Definition
In assessment, a standard is the established level of performance that a learner must meet for a task to be considered acceptable. It defines how well, how accurately, or under what conditions the task must be performed, and serves as the benchmark against which the learner's performance is measured.
Plain English
The agreed level of performance the learner has to reach for the task to count as done correctly. It tells both the instructor and the student what 'good enough' actually looks like.
Context Anchor
Seen in instructor evaluations, lesson objectives, stage checks, and practical test preparation when deciding whether a student’s performance is acceptable.
Derivation
From Old French 'estandard,' originally a flag or banner raised as a rallying point for troops.
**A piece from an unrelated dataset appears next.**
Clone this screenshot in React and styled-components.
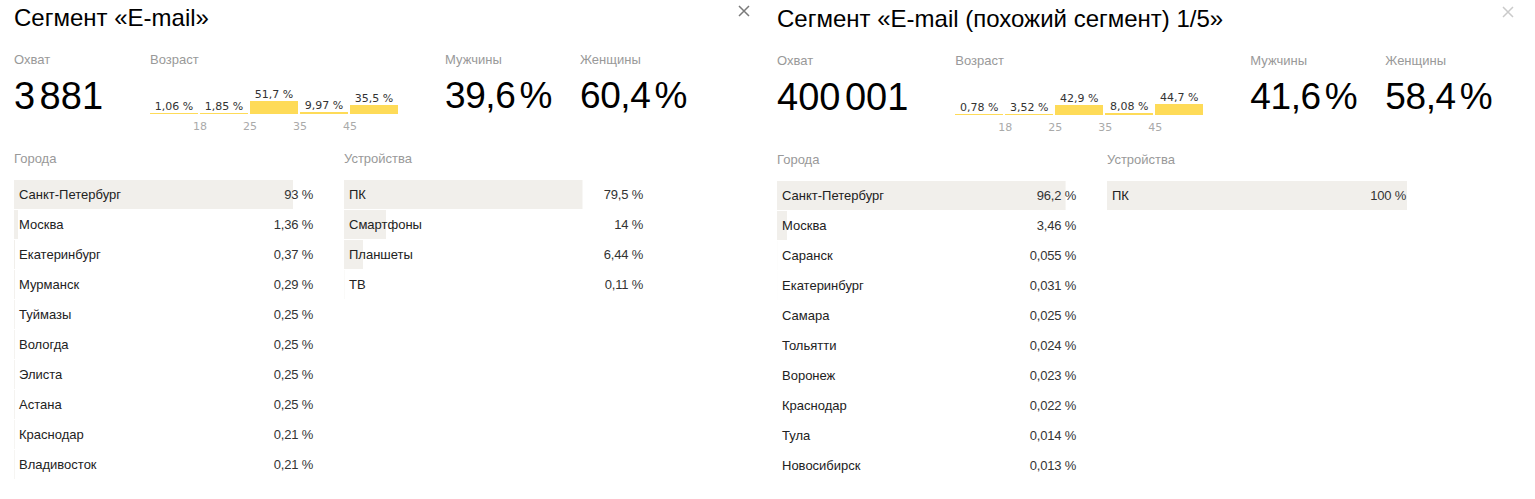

Over time it came to mean a fixed reference point — something everyone could look to and measure themselves against. That is exactly its role in training: a fixed, agreed reference for acceptable performance.
Why Pilots Care
Without a clear standard, an instructor cannot fairly judge progress and a student cannot tell when they have actually met the requirement. Standards are also what checkride examiners use, so training to a defined standard is what gets a pilot ready to pass.
Intuition Check
Standard does not mean ordinary, average, or routine here. It means the stated level of performance that must be met.
Example Sentence 1
The instructor explained the standard for steep turns: maintain altitude within 100 feet and roll out within 10 degrees of the entry heading.
Example Sentence 2
Each maneuver has its own standard so every pilot is judged against the same clear requirements.